_Do this_
Each line from the one containing "Rebuild this screenshot" through the one containing "h-[34px] w-full rounded-xs" is to be retyped exactly, both end lines included, and all other lines left out.

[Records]
--------------------------------

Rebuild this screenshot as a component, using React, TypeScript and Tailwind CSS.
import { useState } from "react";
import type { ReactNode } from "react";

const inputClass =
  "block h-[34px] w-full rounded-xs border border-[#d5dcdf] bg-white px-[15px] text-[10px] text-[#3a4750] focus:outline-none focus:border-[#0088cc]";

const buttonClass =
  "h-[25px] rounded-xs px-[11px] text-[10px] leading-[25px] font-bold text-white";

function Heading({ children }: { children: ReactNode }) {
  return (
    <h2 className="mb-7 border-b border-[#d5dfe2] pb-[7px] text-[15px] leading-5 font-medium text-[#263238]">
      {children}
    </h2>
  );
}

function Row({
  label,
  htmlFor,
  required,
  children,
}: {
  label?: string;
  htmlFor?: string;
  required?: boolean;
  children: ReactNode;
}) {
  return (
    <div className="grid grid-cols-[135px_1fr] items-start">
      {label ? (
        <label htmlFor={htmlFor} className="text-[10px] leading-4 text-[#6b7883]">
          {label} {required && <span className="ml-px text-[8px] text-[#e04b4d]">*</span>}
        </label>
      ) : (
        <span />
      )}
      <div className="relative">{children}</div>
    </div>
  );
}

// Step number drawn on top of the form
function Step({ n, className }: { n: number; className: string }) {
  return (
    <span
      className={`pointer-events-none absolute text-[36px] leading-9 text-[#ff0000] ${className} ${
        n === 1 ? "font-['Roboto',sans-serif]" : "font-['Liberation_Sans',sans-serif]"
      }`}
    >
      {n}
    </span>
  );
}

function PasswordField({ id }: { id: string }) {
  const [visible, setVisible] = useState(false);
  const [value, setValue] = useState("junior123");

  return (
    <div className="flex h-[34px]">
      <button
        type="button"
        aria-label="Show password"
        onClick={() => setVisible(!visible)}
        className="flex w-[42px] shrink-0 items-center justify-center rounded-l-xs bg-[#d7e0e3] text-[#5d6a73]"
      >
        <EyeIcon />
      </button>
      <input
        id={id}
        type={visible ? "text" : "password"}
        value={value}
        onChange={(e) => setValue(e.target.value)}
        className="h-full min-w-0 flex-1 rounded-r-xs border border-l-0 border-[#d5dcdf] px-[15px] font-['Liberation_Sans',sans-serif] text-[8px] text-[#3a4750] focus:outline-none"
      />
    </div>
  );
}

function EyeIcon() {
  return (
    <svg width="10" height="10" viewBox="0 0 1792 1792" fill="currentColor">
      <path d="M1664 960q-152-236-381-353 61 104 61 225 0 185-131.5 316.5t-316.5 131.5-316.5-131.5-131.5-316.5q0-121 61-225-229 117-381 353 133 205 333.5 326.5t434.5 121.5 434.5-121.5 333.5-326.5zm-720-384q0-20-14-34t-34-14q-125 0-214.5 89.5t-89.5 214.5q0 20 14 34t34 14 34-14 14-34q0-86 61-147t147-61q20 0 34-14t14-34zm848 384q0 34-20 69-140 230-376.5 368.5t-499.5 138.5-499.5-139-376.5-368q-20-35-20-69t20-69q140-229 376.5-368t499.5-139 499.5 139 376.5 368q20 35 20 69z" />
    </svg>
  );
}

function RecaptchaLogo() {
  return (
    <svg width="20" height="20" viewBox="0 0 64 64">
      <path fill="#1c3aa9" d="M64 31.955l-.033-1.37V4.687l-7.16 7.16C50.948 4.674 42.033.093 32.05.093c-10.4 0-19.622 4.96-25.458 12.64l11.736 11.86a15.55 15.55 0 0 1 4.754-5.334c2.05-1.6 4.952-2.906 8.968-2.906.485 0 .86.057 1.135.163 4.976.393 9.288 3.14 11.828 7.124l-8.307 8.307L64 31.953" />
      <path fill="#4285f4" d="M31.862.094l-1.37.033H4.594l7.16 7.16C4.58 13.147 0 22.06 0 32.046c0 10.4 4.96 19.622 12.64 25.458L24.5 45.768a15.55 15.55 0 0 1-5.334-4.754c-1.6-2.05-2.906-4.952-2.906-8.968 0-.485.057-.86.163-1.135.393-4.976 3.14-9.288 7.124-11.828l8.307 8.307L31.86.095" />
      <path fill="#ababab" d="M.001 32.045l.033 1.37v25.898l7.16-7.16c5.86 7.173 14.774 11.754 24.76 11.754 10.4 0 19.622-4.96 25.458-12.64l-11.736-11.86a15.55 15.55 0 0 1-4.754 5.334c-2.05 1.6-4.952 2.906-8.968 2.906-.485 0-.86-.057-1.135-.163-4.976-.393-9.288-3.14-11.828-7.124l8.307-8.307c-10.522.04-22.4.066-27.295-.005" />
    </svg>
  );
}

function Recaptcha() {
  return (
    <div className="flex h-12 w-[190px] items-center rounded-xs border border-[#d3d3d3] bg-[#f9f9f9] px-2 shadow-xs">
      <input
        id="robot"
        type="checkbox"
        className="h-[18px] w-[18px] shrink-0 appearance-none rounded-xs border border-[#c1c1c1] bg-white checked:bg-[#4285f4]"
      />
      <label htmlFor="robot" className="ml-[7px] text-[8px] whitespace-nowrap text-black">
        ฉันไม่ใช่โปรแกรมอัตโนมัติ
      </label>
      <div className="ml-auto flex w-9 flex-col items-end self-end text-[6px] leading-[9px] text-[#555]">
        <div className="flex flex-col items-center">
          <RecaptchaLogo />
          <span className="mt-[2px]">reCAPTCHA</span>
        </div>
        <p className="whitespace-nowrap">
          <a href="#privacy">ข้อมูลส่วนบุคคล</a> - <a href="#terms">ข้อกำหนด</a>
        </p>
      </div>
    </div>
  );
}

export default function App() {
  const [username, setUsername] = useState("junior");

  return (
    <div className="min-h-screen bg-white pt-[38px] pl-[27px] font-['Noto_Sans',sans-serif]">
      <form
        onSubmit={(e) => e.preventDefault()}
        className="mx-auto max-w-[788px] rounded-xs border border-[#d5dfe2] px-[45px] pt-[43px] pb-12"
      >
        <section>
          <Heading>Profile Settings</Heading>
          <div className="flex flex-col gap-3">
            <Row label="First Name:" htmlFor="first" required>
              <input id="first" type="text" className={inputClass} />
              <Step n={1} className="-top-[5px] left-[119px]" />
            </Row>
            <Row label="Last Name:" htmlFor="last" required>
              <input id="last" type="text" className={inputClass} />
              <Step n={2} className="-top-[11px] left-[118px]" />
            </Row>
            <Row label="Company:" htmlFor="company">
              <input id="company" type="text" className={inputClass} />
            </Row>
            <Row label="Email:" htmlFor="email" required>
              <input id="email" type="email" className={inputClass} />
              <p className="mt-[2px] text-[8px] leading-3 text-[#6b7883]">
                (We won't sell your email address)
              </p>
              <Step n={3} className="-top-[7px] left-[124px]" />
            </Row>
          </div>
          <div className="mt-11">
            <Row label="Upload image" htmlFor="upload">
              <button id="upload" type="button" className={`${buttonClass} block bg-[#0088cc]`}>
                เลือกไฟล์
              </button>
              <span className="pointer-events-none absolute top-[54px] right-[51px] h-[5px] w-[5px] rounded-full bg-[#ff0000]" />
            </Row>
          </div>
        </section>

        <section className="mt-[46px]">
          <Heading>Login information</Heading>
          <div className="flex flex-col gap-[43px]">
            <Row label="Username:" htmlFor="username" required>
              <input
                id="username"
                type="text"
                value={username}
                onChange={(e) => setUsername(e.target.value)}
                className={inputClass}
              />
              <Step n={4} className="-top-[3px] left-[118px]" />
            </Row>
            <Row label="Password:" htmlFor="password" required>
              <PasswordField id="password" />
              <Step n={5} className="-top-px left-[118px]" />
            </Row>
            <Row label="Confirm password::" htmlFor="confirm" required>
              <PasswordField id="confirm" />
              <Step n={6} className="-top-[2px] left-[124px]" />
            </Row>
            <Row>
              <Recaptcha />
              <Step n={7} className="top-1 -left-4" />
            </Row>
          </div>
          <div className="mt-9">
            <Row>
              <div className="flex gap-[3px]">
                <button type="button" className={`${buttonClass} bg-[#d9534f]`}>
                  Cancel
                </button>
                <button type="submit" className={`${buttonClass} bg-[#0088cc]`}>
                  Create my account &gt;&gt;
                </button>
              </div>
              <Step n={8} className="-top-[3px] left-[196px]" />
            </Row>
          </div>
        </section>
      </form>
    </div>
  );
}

--------------------------------

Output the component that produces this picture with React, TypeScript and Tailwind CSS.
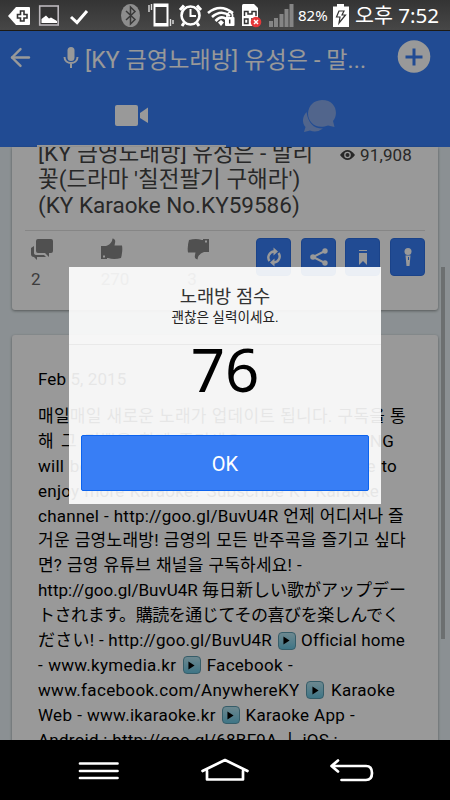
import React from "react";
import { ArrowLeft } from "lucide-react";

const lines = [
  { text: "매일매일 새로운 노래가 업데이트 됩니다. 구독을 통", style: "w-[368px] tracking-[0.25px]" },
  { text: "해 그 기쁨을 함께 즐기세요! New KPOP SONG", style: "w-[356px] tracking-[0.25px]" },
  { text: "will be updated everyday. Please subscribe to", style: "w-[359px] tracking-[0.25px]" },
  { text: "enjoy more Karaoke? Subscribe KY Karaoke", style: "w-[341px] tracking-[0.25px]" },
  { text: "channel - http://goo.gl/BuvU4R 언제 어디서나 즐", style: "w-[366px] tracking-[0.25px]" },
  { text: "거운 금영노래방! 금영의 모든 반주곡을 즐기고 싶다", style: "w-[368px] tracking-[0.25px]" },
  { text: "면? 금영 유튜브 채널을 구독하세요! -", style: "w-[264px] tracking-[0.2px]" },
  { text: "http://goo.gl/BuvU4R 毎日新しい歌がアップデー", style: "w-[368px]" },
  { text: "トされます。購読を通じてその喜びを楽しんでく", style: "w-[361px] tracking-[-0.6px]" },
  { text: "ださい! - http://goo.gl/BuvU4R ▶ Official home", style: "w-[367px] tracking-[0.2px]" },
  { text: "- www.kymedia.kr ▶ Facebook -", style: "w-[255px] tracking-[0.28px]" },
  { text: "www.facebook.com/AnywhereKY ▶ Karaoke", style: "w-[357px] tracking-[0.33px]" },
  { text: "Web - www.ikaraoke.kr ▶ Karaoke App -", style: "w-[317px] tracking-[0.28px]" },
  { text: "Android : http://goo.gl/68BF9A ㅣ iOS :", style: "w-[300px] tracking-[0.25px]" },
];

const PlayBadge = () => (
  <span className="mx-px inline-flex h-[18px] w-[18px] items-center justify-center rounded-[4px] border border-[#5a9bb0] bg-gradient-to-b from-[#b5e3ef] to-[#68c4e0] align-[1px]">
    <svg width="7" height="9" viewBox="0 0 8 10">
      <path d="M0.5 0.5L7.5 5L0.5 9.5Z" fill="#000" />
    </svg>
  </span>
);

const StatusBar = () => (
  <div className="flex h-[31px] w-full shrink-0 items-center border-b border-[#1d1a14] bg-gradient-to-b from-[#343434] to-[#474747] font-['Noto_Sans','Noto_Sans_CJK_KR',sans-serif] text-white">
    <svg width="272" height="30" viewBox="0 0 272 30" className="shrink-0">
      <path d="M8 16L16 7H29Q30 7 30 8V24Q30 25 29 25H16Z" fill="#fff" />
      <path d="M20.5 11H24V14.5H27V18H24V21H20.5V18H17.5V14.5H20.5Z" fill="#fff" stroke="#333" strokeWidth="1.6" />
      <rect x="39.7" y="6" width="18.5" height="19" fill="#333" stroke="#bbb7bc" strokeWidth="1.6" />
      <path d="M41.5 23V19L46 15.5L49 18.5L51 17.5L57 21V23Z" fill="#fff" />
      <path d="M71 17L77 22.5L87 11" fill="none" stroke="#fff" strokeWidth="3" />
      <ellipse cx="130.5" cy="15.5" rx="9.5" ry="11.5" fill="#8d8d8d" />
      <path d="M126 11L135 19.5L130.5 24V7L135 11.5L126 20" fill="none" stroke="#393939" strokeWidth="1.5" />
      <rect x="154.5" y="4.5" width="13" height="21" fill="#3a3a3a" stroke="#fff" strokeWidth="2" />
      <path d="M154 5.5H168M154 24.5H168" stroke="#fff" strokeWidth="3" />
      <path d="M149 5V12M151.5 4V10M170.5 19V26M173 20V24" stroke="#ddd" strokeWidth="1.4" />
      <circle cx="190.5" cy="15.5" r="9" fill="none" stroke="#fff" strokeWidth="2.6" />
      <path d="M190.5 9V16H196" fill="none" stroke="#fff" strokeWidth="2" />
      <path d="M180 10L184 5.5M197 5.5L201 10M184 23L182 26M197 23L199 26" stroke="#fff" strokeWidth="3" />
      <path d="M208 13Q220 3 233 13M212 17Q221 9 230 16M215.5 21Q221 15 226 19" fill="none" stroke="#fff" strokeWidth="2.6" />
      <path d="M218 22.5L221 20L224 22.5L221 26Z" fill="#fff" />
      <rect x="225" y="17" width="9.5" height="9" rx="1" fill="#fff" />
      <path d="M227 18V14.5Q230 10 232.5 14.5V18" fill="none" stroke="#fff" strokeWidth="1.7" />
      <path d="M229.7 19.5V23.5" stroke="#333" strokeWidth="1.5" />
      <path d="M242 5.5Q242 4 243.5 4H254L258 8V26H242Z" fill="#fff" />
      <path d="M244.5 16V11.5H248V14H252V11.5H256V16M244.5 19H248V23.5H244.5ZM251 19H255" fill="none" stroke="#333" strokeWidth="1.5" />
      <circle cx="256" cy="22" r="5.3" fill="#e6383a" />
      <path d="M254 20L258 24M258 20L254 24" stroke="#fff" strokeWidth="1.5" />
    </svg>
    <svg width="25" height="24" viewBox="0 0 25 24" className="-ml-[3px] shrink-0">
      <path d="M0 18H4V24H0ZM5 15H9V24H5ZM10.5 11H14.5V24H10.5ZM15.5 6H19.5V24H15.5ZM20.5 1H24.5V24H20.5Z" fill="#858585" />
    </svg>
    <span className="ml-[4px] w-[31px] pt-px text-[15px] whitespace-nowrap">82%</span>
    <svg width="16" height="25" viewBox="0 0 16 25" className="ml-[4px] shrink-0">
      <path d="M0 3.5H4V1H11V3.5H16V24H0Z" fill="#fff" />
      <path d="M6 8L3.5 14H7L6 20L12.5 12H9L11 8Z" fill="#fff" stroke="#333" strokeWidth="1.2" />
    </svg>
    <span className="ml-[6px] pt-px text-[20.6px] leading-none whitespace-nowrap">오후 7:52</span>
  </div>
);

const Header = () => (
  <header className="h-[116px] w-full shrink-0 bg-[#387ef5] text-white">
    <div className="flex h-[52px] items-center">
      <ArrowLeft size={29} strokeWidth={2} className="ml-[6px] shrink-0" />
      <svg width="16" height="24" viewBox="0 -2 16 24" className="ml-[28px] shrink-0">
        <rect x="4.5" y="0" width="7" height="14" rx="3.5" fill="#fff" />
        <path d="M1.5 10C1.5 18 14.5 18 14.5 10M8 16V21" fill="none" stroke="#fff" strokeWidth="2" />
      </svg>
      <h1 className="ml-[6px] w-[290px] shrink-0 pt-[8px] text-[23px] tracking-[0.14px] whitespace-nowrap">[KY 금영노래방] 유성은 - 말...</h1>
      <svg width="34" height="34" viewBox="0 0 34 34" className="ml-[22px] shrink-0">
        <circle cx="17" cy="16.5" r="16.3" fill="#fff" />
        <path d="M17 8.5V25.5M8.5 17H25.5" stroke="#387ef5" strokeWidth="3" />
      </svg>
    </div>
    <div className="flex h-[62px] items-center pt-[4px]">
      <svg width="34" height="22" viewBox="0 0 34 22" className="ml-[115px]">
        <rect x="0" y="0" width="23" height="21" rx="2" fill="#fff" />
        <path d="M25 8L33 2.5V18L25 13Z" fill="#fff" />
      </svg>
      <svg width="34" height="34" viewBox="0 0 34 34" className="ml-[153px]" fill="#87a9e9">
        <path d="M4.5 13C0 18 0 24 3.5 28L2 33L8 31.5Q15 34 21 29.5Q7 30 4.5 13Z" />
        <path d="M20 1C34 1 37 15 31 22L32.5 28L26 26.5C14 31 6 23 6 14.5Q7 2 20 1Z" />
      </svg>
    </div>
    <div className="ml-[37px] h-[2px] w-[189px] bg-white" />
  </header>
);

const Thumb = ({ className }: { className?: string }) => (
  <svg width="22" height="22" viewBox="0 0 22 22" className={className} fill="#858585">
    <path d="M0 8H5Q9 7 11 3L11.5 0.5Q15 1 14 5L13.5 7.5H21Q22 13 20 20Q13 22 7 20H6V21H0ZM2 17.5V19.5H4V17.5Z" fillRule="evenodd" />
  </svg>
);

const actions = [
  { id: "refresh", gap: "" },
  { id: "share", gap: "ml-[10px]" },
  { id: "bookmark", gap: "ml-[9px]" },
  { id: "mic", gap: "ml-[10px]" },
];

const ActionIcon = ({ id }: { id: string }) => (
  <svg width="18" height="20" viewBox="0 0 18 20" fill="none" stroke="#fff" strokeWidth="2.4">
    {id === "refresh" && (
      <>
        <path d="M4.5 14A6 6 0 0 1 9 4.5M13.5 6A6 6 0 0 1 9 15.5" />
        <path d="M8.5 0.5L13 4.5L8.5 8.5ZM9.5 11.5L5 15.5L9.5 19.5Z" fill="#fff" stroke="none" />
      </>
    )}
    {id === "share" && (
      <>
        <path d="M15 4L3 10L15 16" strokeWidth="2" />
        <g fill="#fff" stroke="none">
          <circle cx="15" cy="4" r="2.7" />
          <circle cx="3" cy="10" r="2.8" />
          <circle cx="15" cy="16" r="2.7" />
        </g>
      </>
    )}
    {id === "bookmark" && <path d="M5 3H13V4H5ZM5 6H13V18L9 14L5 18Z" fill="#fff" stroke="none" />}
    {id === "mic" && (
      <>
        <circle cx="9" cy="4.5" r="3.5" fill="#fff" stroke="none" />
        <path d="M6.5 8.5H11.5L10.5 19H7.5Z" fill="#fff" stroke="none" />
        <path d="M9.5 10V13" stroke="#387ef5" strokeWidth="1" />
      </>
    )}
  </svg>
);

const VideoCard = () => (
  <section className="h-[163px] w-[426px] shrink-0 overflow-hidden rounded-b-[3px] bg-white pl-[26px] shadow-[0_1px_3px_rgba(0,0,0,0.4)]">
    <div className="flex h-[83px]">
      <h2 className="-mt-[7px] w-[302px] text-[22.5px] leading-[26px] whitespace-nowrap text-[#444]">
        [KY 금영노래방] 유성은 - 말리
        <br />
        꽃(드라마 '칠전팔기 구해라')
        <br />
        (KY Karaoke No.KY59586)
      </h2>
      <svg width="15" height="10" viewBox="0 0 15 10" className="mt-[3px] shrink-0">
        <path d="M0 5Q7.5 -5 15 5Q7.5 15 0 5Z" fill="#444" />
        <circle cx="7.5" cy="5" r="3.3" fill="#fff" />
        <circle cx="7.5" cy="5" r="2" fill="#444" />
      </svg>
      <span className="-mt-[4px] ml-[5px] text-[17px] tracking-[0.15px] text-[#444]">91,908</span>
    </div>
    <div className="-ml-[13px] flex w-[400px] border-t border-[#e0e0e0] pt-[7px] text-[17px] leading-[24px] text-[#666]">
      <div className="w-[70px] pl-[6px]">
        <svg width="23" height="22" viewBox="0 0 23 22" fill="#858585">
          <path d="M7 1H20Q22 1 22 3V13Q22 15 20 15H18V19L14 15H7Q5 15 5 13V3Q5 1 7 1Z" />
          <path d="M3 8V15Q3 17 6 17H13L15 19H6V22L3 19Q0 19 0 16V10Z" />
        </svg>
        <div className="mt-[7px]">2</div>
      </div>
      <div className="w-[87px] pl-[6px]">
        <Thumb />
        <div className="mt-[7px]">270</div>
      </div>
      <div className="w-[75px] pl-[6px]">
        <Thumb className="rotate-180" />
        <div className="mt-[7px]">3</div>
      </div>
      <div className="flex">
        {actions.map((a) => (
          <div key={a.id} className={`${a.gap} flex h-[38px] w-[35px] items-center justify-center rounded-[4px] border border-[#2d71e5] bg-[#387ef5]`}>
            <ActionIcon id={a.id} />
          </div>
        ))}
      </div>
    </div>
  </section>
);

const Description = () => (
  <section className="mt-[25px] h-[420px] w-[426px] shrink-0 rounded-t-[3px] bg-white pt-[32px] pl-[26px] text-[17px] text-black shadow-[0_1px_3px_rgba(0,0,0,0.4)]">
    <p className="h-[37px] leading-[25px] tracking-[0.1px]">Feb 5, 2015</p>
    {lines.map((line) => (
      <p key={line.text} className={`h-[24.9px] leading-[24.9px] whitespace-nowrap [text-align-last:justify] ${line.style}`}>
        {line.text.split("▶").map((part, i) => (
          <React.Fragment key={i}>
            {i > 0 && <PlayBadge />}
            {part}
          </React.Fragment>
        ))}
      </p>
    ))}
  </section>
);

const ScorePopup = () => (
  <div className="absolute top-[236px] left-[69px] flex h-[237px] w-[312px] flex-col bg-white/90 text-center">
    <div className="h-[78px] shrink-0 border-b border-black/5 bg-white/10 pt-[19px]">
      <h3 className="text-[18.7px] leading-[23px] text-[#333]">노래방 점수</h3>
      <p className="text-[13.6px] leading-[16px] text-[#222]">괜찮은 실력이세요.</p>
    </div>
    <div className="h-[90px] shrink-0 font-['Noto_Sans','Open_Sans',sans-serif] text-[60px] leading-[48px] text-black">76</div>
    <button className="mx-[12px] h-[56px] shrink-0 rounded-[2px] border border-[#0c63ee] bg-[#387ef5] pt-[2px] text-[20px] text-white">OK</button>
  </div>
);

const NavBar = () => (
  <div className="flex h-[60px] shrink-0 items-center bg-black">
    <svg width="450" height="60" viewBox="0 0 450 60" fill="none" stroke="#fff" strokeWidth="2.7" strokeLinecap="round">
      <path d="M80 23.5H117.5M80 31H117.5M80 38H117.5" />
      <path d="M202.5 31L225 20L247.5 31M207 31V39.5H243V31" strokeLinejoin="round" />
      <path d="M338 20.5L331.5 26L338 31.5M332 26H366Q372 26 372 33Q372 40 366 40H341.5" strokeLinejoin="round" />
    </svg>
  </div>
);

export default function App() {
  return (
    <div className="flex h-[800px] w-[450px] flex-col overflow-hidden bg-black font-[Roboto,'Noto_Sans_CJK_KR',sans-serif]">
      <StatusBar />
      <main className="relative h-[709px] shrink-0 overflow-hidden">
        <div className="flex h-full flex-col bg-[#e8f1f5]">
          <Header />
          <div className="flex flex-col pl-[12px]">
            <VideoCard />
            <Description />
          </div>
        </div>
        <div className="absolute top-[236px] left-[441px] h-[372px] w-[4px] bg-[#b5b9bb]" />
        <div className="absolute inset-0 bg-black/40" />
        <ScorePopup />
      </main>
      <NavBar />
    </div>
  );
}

--------------------------------

_Problem solution_
Rebuild this screenshot as a component, using React, TypeScript and Tailwind CSS.
import { useState } from "react";
import type { ReactNode } from "react";

const inputClass =
  "block h-[34px] w-full rounded-xs border border-[#d5dcdf] bg-white px-[15px] text-[10px] text-[#3a4750] focus:outline-none focus:border-[#0088cc]";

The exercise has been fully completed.